** Start of SUPPLIED DATA **

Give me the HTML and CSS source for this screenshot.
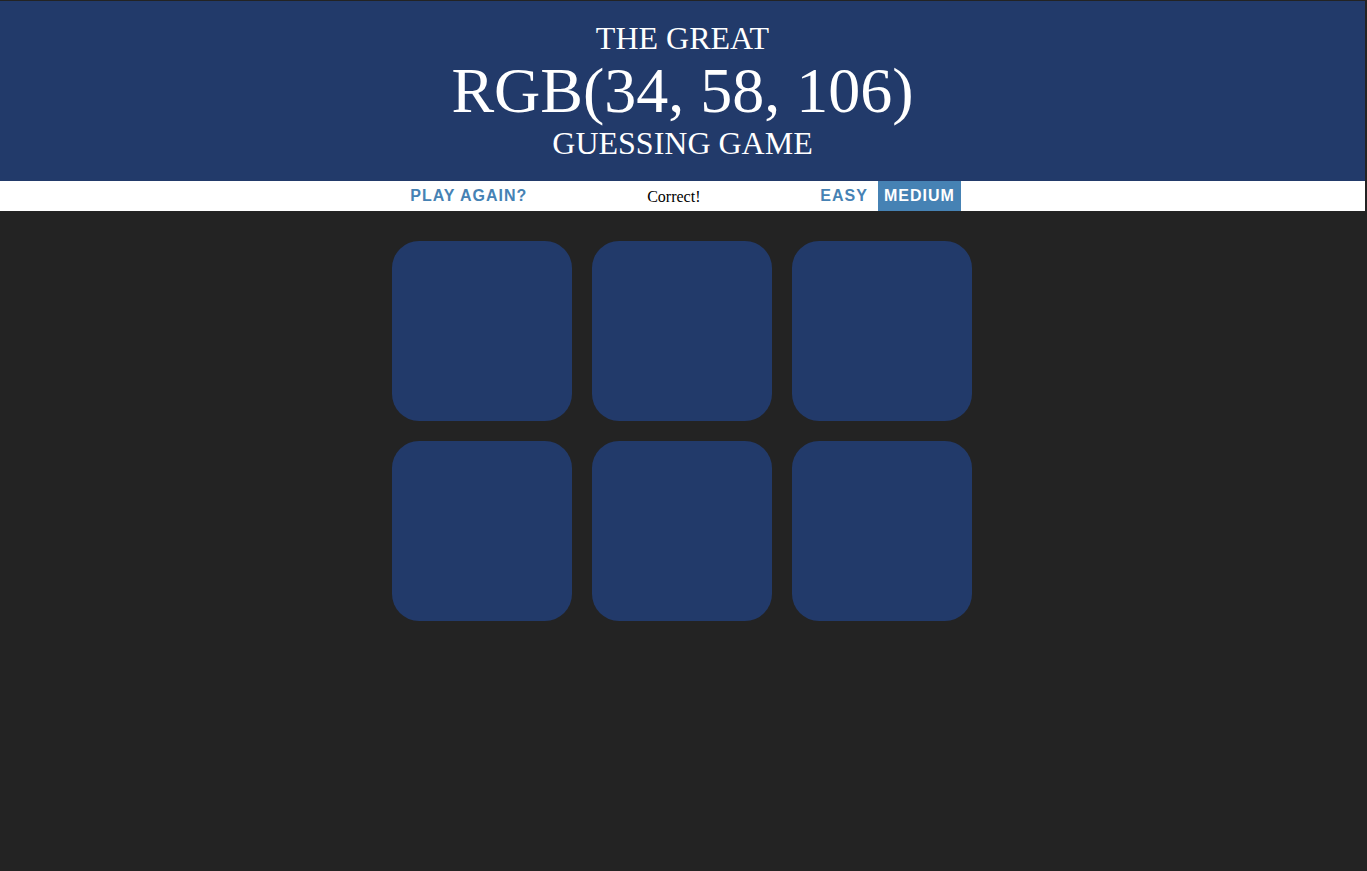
FILE: index.html
```html
<!DOCTYPE html>
<html>
<head>
<meta charset="utf-8">
<title>Color Game</title>
<link rel="stylesheet" href="styles.css">
</head>
<body>
<h1 class="title"><span class="line">The Great</span><span class="line color-display">RGB(34, 58, 106)</span><span class="line">Guessing Game</span></h1>
<div class="stripe">
  <button class="btn">Play Again?</button>
  <span class="message">Correct!</span>
  <button class="btn">Easy</button>
  <button class="btn selected">Medium</button>
</div>
<div class="container">
  <div class="square"></div>
  <div class="square"></div>
  <div class="square"></div>
  <div class="square"></div>
  <div class="square"></div>
  <div class="square"></div>
</div>
</body>
</html>
```
FILE: styles.css
```css
html {
  background: #232323;
}
body {
  margin: 0 2px 0 0;
  padding-top: 1px;
  background: #232323;
  font-family: "Liberation Serif", "Times New Roman", serif;
}
.title {
  margin: 0;
  padding: 20px 0;
  text-align: center;
  font-weight: normal;
  font-size: 32px;
  color: #fff;
  background: rgb(34, 58, 106);
  text-transform: uppercase;
}
.line {
  display: block;
  line-height: 35px;
}
.color-display {
  font-size: 64px;
  line-height: 70px;
}
.stripe {
  height: 30px;
  background: #fff;
  display: flex;
  justify-content: center;
  align-items: stretch;
  gap: 4px;
  color: #000;
  font-size: 16px;
}
.btn {
  border: none;
  background: none;
  padding: 1px 6px;
  margin: 0;
  height: 100%;
  text-transform: uppercase;
  font-family: "Liberation Sans", Arial, sans-serif;
  font-weight: 700;
  font-size: 16px;
  letter-spacing: 1px;
  color: steelblue;
}
.btn.selected {
  color: #fff;
  background: steelblue;
}
.message {
  width: 273px;
  display: flex;
  align-items: center;
  justify-content: center;
  padding-top: 1px;
}
.container {
  width: 580px;
  margin: 30px 0 0 calc(50% - 291px);
  display: grid;
  grid-template-columns: repeat(3, 180px);
  gap: 20px;
}
.square {
  height: 180px;
  background: rgb(34, 58, 106);
  border-radius: 27px;
}
```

** End of SUPPLIED DATA **

EXERCISE DETAILS
Write the lines above out again exactly, without any of their pictures.

OUTPUT
Give me the HTML and CSS source for this screenshot.
FILE: index.html
```html
<!DOCTYPE html>
<html>
<head>
<meta charset="utf-8">
<title>Color Game</title>
<link rel="stylesheet" href="styles.css">
</head>
<body>
<h1 class="title"><span class="line">The Great</span><span class="line color-display">RGB(34, 58, 106)</span><span class="line">Guessing Game</span></h1>
<div class="stripe">
  <button class="btn">Play Again?</button>
  <span class="message">Correct!</span>
  <button class="btn">Easy</button>
  <button class="btn selected">Medium</button>
</div>
<div class="container">
  <div class="square"></div>
  <div class="square"></div>
  <div class="square"></div>
  <div class="square"></div>
  <div class="square"></div>
  <div class="square"></div>
</div>
</body>
</html>
```
FILE: styles.css
```css
html {
  background: #232323;
}
body {
  margin: 0 2px 0 0;
  padding-top: 1px;
  background: #232323;
  font-family: "Liberation Serif", "Times New Roman", serif;
}
.title {
  margin: 0;
  padding: 20px 0;
  text-align: center;
  font-weight: normal;
  font-size: 32px;
  color: #fff;
  background: rgb(34, 58, 106);
  text-transform: uppercase;
}
.line {
  display: block;
  line-height: 35px;
}
.color-display {
  font-size: 64px;
  line-height: 70px;
}
.stripe {
  height: 30px;
  background: #fff;
  display: flex;
  justify-content: center;
  align-items: stretch;
  gap: 4px;
  color: #000;
  font-size: 16px;
}
.btn {
  border: none;
  background: none;
  padding: 1px 6px;
  margin: 0;
  height: 100%;
  text-transform: uppercase;
  font-family: "Liberation Sans", Arial, sans-serif;
  font-weight: 700;
  font-size: 16px;
  letter-spacing: 1px;
  color: steelblue;
}
.btn.selected {
  color: #fff;
  background: steelblue;
}
.message {
  width: 273px;
  display: flex;
  align-items: center;
  justify-content: center;
  padding-top: 1px;
}
.container {
  width: 580px;
  margin: 30px 0 0 calc(50% - 291px);
  display: grid;
  grid-template-columns: repeat(3, 180px);
  gap: 20px;
}
.square {
  height: 180px;
  background: rgb(34, 58, 106);
  border-radius: 27px;
}
```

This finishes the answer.